Oscar C. Aiken

The remains of an 1898 shipwreck off the coast of Connecticut has been identified by a maritime avocational research team as the schooner Oscar C. Aiken

On October 23rd, 1898 the seventy-four-foot-long schooner Oscar C. Aiken, bound to Newport Rhode Island with a cargo of coal, foundered a mile and a half east of Bartlett Reef Light and within sight of Goshen Point, Connecticut. The Aiken, while running through The Race during a gale, was blown close to Plum Island New York where she struck a rock and disabled her rudder.  Unable to steer, the captain and crew abandoned the schooner and made for the Connecticut shore in a small boat.  Upon reaching the shoreline the boat capsized in the surf; fortunately, all aboard were able to swim safely to shore.

While the captain and crew of the Oscar C. Aiken struggled to reach safety, the unmanned schooner drifted towards Bartlett Reef. The schooner’s final moments, witnessed by the residents of Goshen Point, would see her foundering in seventy feet of water.
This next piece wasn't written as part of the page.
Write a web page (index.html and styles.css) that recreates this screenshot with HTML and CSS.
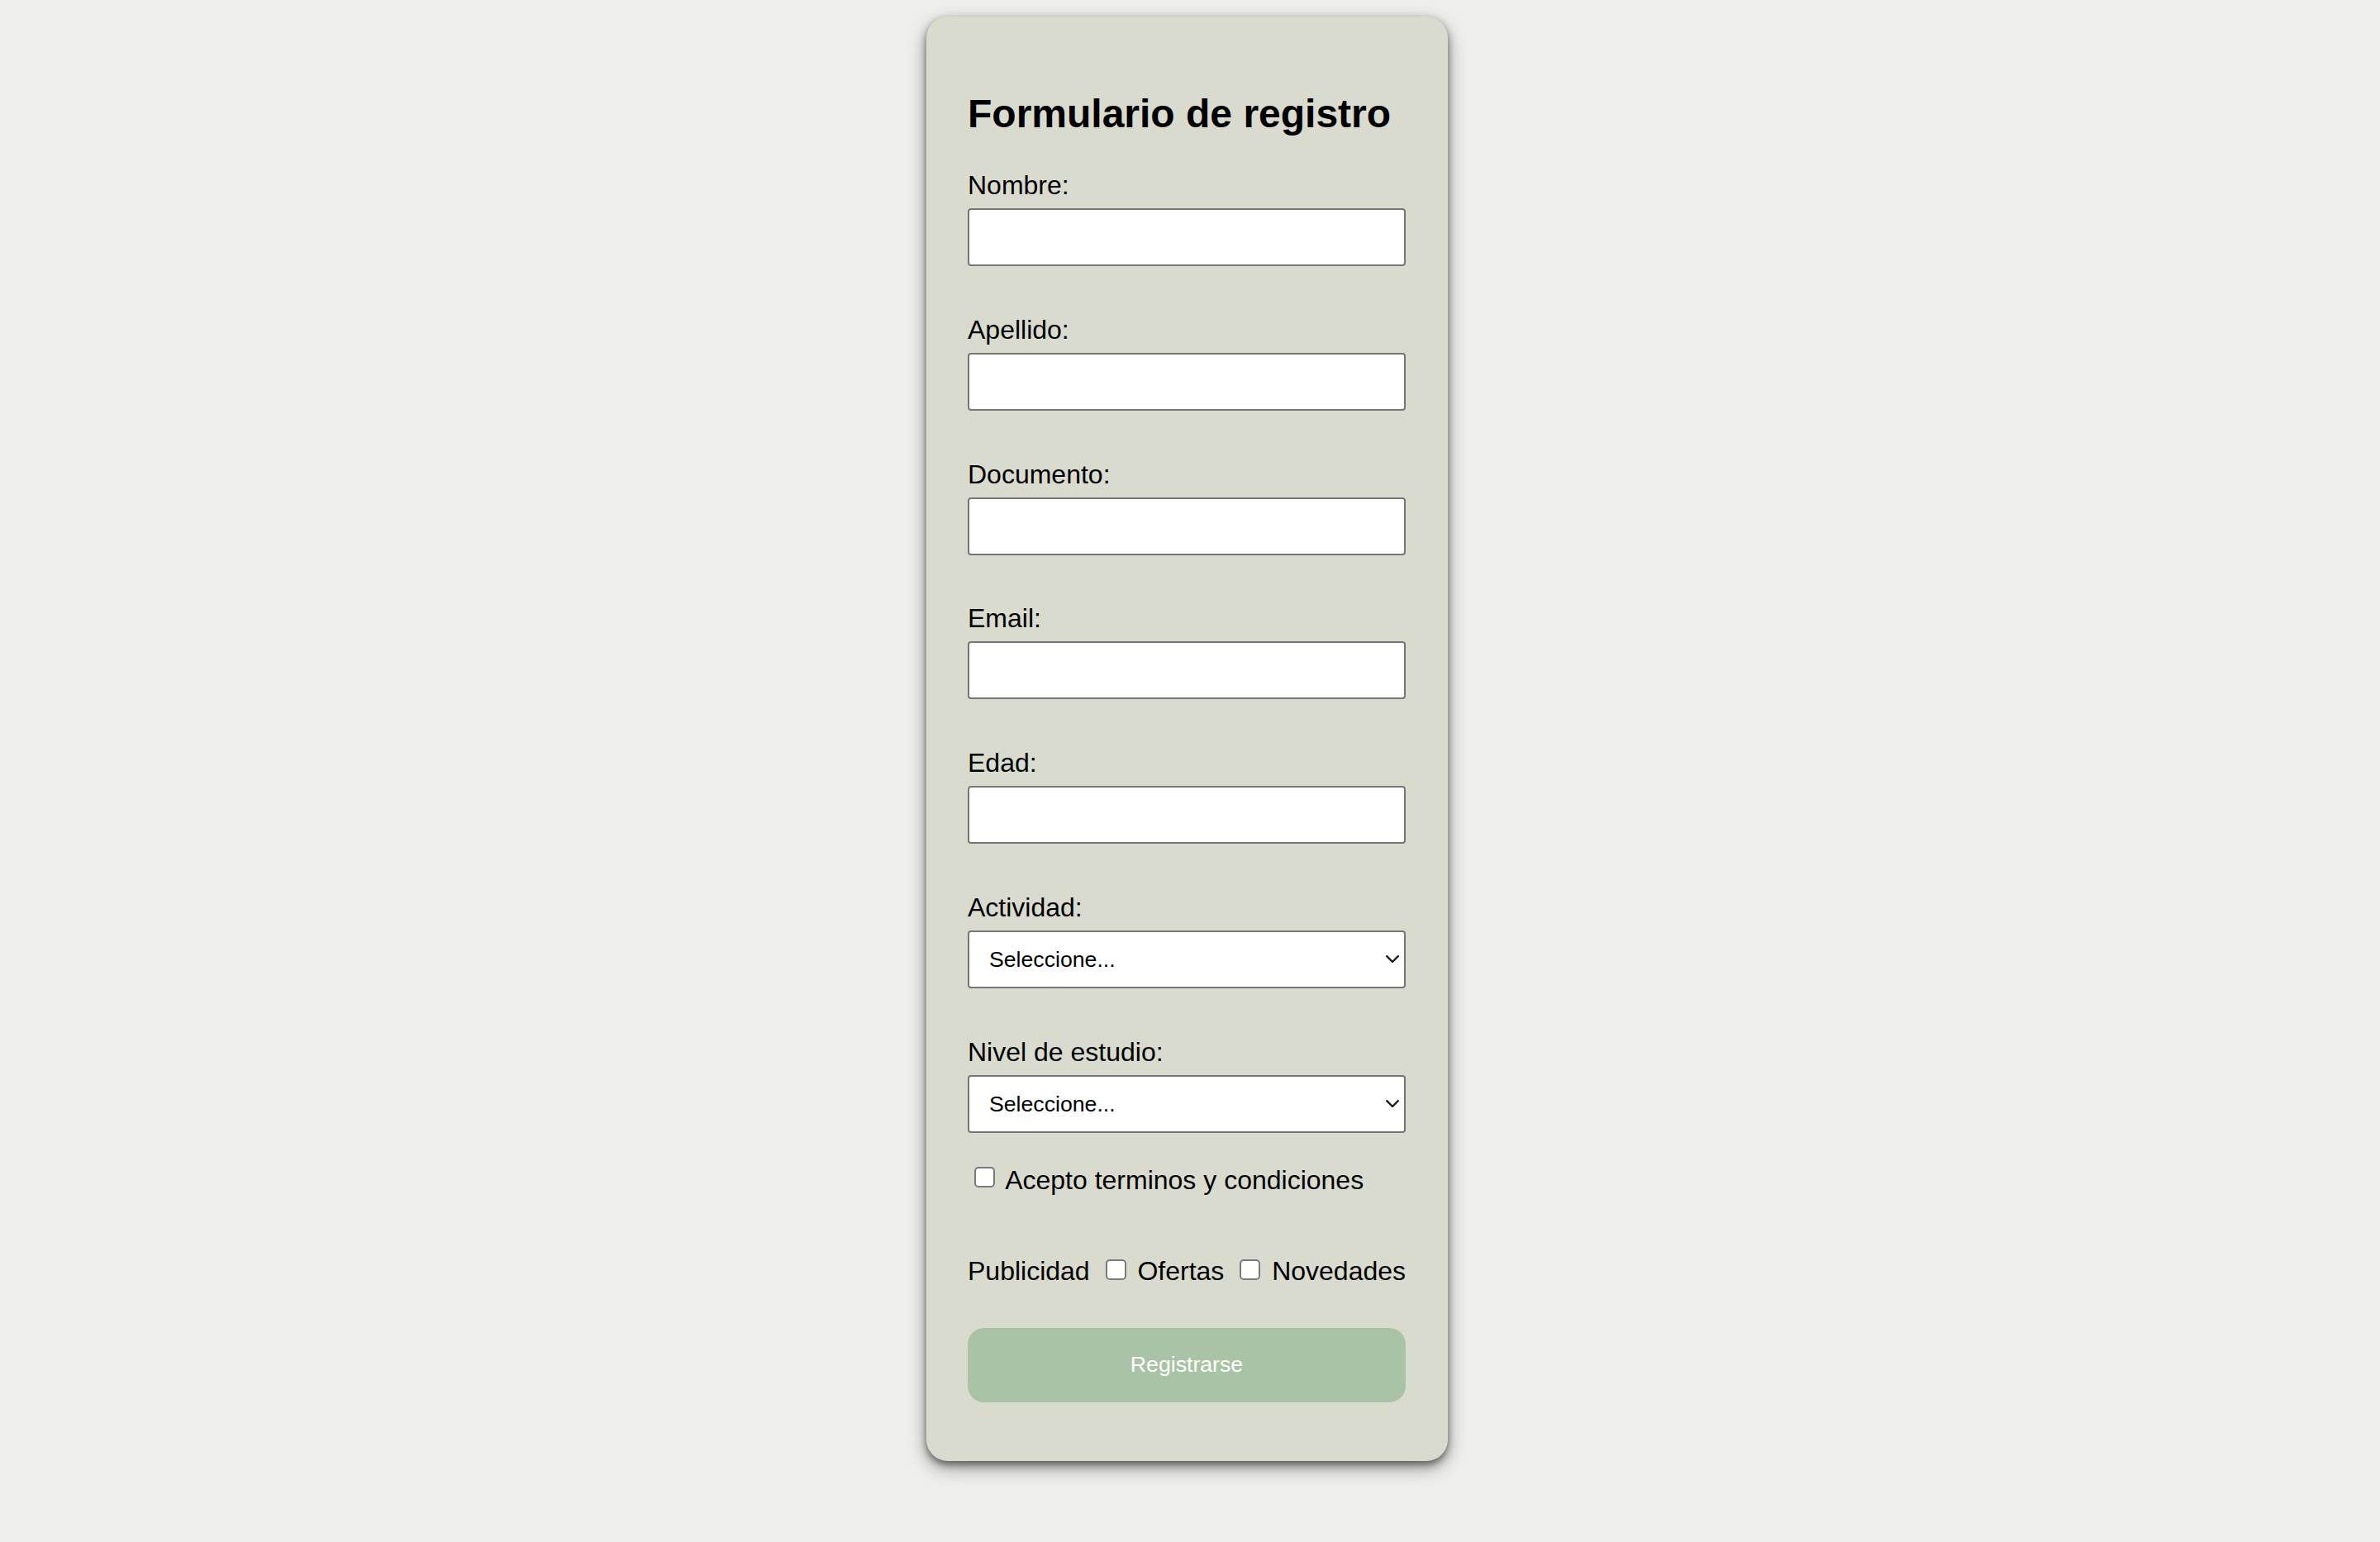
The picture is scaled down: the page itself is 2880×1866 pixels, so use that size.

Not having any ready information, the general public believed the sunken schooner to be the Connecticut which was overdue from Perth Amboy with a load of coal for New London. The following day they would learn from the vessels Master, Captain Howard Orr, that it was the coal schooner Oscar C. Aiken.

The shipwreck was located by Sound Underwater Survey in the spring of 2012 and the research to identify it began that same year. It wasn’t until the Fall of 2019 when, after a seven year search, the team found an article in the October 24th 1898 Naugatuck Daily News mentioning the sinking of an unnamed coal schooner in the vicinity of the known shipwreck off Goshen Point. Further articles published in the New London Day confirmed the identity of the shipwreck and after one hundred and twenty-one years the account of the Oscar C. Aiken’s sinking was brought back to light.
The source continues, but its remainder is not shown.